NDRF evacuates passengers from a local train near Masjid stn on Wednesday
MUMBAI: The mega city reported intense rain activity on Wednesday.
Following the extremely heavy downpour, the India Meteorological Department (IMD) observatories at Colaba and Santacruz have surpassed the season’s average rainfall of 2,066mm and 2,260.4mm, respectively, for four months in a span of about two months. So far, IMD Colaba has recorded 2,301.8mm and Santacruz 2,338.2mm.
IMD’s Colaba observatory recorded 293.8mm rain in the 12 hours between 8.30am and 8.30pm on Wednesday-the highest 24-hour rainfall for the month of August since 1974 or the past 46 years.
Winds in the range of 70-80 kmph, occasionally gusting to 106 kmph, were reported in the island city. The average wind speed during Cyclone Nisarga was 92 kmph.
While parts of south Mumbai reported heavy rainfall during the day, by evening, several localities in the suburbs and adjoining areas such as Thane and Navi Mumbai caught up.
IMD’s Santacruz observatory recorded 103mm of rain in the 12 hours of August 5 (8.30am to 8.30pm).
The weather bureau has forcast the wet spell is likely to continue.
IMD has issued a yellow alert for Thane, Mumbai and Raigad for Thursday, August 6, which indicates heavy rain in isolated places, and an orange alert for heavy to very heavy rain at isolated places in Palghar.
A warning for fisherman was issued too, due to squalls with wind speed reaching 50-60 kmph along north Maharashtra coast during the month.
Fishermen have been advised against venturing into the sea.
K S Hosalikar, deputy director-general (western region), IMD, said they have already issued a forecast for the possibility of floods in the city and the suburbs.
The prevailing weather conditions that gave Mumbai and its adjoining localities these intense showers were due to a well-marked low pressure area over the north-west Bay of Bengal, off north Odisha and West Bengal coasts, along with associated cyclonic circulation extending till the upper tropospheric levels tilting south-westwards.

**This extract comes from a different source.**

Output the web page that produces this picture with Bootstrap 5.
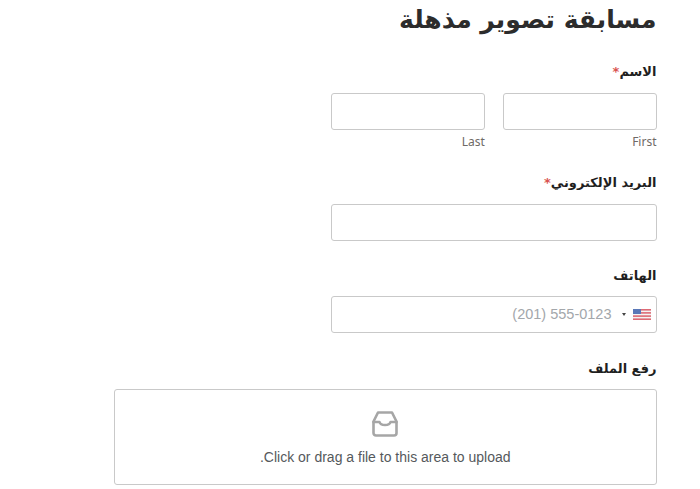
<!DOCTYPE html>
<html lang="ar" dir="rtl">
<head>
<meta charset="utf-8">
<title>مسابقة تصوير مذهلة</title>
<link href="https://cdn.jsdelivr.net/npm/bootstrap@5.3.0/dist/css/bootstrap.min.css" rel="stylesheet">
<style>
html,body{height:489px;overflow:hidden;background:#fff}
body{font-family:"Liberation Sans","DejaVu Sans",sans-serif;color:#222}
.form-wrap{width:542.5px;margin-right:43.5px;margin-left:auto}
.page-title{font-family:"DejaVu Sans",sans-serif;font-size:25px;font-weight:700;line-height:36px;color:#2c2c2c;margin:2px 0 24px}
.fld-label{display:block;font-family:"DejaVu Sans",sans-serif;font-weight:700;font-size:13px;line-height:20px;color:#1f1f1f;margin-bottom:11px}
.low-label{padding-top:1px;margin-bottom:10px}
.req{color:#d9534f}
.half{width:325.5px}
.fld-input{display:block;height:37px;border:1px solid #c9c9c9;border-radius:3px;background:#fff}
.name-row>div .fld-input{width:100%}
.sub-label{font-family:"Noto Sans",sans-serif;font-size:12px;line-height:16px;color:#6f6a66;margin-top:4px;text-align:right}
.name-row{gap:18px}
.name-row>div{flex:1 1 0}
.fld{margin-bottom:24px}
.fld-last{margin-bottom:25px}
.name-fld{margin-bottom:23px}
.phone-box{display:flex;align-items:center;height:37px;border:1px solid #c9c9c9;border-radius:3px;padding:0 5px 0 0;width:325.5px}
.phone-ph{font-size:14.5px;color:#a3a7ab;direction:ltr;margin-right:10px}
.caret-mark{width:0;height:0;border-left:2.5px solid transparent;border-right:2.5px solid transparent;border-top:3px solid #444;margin-right:7px}
.drop-area{height:96px;border:1px solid #c9c9c9;border-radius:3px;text-align:center;padding-top:21px;color:#555}
.drop-icon{display:block;margin:0 auto}
.drop-text{font-size:14px;line-height:20px;margin-top:10px;color:#55595c}
</style>
</head>
<body>
<div class="form-wrap">
  <h1 class="page-title">مسابقة تصوير مذهلة</h1>
  <div class="name-fld">
    <label class="fld-label">الاسم<span class="req">*</span></label>
    <div class="d-flex name-row half">
      <div><input class="fld-input" type="text"><div class="sub-label">First</div></div>
      <div><input class="fld-input" type="text"><div class="sub-label">Last</div></div>
    </div>
  </div>
  <div class="fld">
    <label class="fld-label">البريد الإلكتروني<span class="req">*</span></label>
    <input class="fld-input half" type="email">
  </div>
  <div class="fld-last">
    <label class="fld-label low-label">الهاتف</label>
    <div class="phone-box">
      <svg width="18" height="11" viewBox="0 0 18 11"><rect width="18" height="11" fill="#f4f4f4"/><g fill="#dd6a75"><rect width="18" height="1.6"/><rect y="3.100" width="18" height="1.6"/><rect y="6.300" width="18" height="1.6"/><rect y="9.400" width="18" height="1.6"/></g><rect width="8" height="5" fill="#5a78b8"/></svg>
      <span class="caret-mark"></span>
      <span class="phone-ph">(201) 555-0123</span>
    </div>
  </div>
  <div>
    <label class="fld-label low-label">رفع الملف</label>
    <div class="drop-area">
      <svg class="drop-icon" width="26" height="26" viewBox="0 0 26 26" fill="none" stroke="#a6a6a6" stroke-width="2.6" stroke-linejoin="round" stroke-linecap="round"><path d="M6 1.500h14l4.500 9v11.500a2.500 2.500 0 0 1-2.500 2.500h-18a2.500 2.500 0 0 1-2.500-2.500v-11.500z"/><path d="M1.500 11h6c.6 2.200 2.200 3 5.500 3s4.900-.8 5.500-3h6"/></svg>
      <div class="drop-text">Click or drag a file to this area to upload.</div>
    </div>
  </div>
</div>
</body>
</html>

IMD, though, said it is “very likely” to move west-northwest and weaken gradually during the next two days.
“Very intense development was seen over the west coast with monsoon vigorous on north Konkan, which includes parts of Mumbai, Thane, Raigad and Palghar. The Ghat areas of Maharashtra are also expected to receive extremely heavy rainfall due to it,” said Hosalikar.